Aim :: In the entries below, identify every line with the string "this" and copy it.

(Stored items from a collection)
+-------+
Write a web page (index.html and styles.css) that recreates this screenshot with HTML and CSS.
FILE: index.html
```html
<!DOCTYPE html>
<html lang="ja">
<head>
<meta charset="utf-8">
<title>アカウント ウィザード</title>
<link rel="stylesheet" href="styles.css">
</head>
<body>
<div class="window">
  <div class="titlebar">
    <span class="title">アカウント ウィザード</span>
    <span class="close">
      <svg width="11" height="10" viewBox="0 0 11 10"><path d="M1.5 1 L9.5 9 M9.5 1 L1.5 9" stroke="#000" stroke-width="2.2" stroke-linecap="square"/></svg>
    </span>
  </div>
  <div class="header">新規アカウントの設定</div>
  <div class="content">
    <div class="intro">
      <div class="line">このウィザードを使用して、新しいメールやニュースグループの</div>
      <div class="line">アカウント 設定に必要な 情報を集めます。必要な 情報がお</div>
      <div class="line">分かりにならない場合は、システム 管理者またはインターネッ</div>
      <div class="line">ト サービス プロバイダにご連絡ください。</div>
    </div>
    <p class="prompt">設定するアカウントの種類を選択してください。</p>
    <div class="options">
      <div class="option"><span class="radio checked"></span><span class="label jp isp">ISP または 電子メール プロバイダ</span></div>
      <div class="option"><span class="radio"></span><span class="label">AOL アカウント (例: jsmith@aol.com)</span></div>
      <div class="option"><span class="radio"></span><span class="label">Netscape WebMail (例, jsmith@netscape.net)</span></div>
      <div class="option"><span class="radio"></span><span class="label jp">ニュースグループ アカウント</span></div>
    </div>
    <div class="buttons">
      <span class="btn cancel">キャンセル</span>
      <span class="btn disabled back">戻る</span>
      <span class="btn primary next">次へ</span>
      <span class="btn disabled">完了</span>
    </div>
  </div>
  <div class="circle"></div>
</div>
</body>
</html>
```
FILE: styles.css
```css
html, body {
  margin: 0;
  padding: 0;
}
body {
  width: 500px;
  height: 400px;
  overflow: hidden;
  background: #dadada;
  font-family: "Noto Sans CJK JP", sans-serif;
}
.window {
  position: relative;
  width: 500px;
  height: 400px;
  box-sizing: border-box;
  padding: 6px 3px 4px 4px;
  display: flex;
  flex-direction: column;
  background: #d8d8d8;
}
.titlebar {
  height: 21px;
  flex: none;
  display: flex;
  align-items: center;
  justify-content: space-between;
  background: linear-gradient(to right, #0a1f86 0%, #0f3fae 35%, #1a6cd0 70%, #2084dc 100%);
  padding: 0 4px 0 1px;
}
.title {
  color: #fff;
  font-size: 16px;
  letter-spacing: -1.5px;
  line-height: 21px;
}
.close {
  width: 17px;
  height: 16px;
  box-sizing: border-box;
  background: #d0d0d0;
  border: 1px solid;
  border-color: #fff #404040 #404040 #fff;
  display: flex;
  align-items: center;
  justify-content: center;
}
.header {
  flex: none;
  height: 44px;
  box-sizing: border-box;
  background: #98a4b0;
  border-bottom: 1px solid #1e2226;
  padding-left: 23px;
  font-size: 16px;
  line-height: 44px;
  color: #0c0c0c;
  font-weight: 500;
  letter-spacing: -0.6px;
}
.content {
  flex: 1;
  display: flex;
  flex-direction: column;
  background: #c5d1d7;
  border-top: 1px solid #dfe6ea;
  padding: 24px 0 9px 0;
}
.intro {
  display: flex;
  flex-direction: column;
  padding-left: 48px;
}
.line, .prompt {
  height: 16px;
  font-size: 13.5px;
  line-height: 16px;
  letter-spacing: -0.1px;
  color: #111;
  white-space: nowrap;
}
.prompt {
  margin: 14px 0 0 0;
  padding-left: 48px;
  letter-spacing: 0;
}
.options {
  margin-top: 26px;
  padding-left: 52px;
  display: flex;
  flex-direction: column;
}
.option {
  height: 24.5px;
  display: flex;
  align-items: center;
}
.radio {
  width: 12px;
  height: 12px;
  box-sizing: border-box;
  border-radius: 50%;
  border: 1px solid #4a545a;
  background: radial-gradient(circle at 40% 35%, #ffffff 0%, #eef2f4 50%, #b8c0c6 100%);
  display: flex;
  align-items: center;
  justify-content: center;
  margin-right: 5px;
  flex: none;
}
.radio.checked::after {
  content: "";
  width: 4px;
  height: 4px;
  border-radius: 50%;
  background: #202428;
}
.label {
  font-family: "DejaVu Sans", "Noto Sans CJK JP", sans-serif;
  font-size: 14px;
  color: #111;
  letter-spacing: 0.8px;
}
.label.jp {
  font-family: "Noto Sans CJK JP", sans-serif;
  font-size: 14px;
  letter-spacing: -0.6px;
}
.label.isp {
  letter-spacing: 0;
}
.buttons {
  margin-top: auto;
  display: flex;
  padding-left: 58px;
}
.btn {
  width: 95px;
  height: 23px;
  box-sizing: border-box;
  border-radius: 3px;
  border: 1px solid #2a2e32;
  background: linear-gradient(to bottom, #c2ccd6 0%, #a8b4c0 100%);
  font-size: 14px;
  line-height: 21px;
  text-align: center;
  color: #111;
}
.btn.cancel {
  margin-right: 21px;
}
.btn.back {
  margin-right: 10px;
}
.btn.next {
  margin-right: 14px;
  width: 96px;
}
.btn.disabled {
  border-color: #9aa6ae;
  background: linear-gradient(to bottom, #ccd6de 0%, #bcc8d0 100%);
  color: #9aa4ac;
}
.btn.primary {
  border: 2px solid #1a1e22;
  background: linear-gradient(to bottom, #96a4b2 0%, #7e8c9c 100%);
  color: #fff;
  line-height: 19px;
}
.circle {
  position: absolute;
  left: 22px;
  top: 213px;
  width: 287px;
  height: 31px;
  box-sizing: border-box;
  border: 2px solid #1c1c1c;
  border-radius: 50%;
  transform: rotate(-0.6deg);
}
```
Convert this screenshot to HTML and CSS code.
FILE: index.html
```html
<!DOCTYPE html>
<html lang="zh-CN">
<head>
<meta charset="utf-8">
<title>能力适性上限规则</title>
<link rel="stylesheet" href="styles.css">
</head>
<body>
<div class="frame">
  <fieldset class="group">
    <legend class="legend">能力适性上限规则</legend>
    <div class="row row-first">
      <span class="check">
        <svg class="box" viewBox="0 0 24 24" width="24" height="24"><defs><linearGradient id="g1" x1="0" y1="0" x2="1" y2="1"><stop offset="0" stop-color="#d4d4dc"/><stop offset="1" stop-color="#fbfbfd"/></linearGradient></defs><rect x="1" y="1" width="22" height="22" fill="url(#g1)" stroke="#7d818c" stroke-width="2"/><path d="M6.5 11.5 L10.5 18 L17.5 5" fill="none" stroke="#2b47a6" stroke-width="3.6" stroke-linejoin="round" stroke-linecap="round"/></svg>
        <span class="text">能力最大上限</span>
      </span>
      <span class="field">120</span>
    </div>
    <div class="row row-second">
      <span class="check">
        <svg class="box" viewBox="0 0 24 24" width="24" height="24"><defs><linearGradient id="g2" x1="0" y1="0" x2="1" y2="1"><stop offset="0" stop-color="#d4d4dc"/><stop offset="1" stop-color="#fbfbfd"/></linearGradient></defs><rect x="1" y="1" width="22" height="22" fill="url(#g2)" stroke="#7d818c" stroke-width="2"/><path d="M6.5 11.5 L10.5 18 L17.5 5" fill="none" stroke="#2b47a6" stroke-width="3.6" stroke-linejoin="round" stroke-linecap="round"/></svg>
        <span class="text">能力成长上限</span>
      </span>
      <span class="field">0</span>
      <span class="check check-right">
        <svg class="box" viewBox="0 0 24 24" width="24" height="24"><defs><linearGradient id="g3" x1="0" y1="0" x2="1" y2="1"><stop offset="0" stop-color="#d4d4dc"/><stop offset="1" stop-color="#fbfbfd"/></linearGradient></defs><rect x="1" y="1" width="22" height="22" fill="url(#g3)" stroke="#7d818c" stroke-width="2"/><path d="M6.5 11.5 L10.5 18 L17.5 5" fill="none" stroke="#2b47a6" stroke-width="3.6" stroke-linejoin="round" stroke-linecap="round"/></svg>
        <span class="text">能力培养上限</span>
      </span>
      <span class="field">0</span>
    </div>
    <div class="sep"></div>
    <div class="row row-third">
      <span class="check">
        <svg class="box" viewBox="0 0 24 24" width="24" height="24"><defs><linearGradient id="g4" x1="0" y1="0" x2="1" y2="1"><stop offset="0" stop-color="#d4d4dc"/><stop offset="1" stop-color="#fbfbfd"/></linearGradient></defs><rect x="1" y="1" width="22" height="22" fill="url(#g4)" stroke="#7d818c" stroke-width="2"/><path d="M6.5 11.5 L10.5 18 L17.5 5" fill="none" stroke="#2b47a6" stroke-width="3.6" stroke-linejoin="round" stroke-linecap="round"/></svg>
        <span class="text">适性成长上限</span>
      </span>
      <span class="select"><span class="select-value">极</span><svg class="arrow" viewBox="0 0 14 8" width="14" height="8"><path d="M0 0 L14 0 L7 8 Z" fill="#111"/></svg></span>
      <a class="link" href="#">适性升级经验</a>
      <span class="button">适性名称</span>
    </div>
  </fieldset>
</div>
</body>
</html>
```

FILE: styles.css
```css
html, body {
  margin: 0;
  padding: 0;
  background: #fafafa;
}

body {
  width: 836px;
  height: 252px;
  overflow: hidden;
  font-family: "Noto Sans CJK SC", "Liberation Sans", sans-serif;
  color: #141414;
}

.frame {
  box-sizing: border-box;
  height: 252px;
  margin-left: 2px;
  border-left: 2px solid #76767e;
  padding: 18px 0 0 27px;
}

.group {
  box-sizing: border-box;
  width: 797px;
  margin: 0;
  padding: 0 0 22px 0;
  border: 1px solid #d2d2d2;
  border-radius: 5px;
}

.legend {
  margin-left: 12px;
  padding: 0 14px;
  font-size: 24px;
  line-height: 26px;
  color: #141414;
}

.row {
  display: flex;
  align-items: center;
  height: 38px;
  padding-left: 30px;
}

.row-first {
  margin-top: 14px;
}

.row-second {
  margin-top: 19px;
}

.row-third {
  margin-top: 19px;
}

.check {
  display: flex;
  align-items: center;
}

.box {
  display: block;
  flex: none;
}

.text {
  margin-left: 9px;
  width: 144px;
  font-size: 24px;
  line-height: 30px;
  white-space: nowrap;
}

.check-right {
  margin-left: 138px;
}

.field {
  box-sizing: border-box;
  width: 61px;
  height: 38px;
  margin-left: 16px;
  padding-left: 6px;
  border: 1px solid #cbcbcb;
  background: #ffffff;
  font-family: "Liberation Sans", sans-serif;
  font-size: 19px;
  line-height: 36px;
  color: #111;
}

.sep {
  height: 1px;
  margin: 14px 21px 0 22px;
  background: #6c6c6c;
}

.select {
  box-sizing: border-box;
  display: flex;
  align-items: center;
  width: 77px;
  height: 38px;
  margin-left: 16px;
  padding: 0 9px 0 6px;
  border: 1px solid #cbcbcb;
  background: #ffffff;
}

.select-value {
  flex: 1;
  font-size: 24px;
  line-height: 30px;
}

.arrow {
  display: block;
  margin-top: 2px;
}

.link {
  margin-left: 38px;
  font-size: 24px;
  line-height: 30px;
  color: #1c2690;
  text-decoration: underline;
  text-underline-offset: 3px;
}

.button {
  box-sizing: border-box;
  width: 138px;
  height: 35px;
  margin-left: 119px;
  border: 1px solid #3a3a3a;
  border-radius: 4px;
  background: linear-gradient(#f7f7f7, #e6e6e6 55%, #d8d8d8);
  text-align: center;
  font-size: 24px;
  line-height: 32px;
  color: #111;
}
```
+-------+
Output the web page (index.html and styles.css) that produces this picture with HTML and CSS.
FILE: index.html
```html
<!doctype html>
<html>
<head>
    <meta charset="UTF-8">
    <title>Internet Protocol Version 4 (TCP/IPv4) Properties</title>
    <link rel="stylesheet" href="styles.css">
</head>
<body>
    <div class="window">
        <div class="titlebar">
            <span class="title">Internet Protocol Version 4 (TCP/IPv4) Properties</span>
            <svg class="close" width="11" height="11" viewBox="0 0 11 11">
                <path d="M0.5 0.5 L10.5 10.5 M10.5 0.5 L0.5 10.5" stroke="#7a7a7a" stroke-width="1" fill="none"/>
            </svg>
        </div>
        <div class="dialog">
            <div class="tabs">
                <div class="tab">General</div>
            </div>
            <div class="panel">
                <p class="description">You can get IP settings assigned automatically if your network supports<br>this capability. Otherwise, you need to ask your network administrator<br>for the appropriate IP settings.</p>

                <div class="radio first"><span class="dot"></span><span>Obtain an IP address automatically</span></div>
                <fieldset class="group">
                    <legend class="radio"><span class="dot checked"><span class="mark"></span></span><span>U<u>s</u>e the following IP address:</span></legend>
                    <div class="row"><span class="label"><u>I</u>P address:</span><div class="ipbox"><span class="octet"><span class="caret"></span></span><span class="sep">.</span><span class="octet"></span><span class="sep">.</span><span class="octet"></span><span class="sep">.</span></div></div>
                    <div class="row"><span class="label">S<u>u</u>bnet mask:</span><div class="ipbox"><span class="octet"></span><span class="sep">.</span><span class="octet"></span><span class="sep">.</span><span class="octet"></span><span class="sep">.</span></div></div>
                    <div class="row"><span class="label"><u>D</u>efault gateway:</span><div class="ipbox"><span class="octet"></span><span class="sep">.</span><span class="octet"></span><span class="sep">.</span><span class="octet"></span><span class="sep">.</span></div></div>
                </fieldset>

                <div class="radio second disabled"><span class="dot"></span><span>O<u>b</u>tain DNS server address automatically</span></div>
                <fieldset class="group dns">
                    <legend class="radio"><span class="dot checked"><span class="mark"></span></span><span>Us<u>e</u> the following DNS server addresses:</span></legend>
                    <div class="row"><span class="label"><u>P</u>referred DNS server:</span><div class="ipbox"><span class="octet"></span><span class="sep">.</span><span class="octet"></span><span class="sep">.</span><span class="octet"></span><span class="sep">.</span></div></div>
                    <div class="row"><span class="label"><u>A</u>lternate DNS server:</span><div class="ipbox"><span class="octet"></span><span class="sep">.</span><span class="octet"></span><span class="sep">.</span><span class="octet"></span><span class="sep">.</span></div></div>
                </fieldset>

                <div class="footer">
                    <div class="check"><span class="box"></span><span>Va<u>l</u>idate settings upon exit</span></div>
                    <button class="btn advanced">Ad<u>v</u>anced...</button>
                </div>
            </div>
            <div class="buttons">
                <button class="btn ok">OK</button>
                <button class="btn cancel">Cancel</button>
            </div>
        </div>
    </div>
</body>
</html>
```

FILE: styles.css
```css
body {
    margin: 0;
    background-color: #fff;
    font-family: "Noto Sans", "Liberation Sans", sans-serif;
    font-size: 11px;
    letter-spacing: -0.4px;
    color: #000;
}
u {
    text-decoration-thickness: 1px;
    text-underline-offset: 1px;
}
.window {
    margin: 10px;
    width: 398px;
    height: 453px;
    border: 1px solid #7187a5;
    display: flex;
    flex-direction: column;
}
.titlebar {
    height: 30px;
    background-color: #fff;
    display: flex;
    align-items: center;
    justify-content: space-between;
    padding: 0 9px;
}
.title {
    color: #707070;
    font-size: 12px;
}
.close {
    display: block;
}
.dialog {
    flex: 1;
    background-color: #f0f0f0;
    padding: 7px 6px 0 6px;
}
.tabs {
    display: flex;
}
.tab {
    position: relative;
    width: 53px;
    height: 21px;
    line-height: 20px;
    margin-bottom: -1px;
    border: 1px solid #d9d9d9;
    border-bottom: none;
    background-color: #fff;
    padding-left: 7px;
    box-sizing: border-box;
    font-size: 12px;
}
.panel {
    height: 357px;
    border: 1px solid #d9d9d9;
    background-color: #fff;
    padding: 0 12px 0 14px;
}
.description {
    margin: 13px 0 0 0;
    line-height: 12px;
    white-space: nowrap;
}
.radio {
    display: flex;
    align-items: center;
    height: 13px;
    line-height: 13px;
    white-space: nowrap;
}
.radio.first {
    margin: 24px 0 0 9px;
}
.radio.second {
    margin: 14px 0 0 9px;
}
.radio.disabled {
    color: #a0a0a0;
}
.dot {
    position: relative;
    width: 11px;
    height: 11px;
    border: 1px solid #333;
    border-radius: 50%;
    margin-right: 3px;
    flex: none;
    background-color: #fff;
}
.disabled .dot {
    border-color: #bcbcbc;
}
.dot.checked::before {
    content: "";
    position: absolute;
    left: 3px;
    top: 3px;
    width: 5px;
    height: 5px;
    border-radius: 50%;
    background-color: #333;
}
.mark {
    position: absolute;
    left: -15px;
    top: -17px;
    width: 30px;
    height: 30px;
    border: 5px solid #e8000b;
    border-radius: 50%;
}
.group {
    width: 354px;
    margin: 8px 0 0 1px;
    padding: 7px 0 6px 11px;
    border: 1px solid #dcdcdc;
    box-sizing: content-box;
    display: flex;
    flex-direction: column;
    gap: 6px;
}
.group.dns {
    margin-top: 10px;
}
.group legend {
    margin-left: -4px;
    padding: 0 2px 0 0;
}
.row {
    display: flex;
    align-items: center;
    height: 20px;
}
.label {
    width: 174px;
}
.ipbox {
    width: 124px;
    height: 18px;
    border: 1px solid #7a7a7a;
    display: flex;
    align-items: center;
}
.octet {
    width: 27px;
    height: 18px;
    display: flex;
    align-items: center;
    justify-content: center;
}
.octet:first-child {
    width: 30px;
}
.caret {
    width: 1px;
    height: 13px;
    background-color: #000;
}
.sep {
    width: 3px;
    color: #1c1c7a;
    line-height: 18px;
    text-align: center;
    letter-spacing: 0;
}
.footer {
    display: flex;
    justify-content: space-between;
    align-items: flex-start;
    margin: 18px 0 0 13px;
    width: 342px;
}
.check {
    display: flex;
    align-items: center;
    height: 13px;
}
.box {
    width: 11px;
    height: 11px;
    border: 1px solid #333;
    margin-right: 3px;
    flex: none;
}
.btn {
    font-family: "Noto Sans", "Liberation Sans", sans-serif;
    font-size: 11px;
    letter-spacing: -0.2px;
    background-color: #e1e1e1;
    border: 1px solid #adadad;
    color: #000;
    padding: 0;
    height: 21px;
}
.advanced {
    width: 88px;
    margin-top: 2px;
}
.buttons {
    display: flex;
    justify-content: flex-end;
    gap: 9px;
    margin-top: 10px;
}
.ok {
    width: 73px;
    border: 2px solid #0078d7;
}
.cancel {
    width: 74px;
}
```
+-------+
Reply to the exercise ::
Write a web page (index.html and styles.css) that recreates this screenshot with HTML and CSS.
Convert this screenshot to HTML and CSS code.
Output the web page (index.html and styles.css) that produces this picture with HTML and CSS.
                <p class="description">You can get IP settings assigned automatically if your network supports<br>this capability. Otherwise, you need to ask your network administrator<br>for the appropriate IP settings.</p>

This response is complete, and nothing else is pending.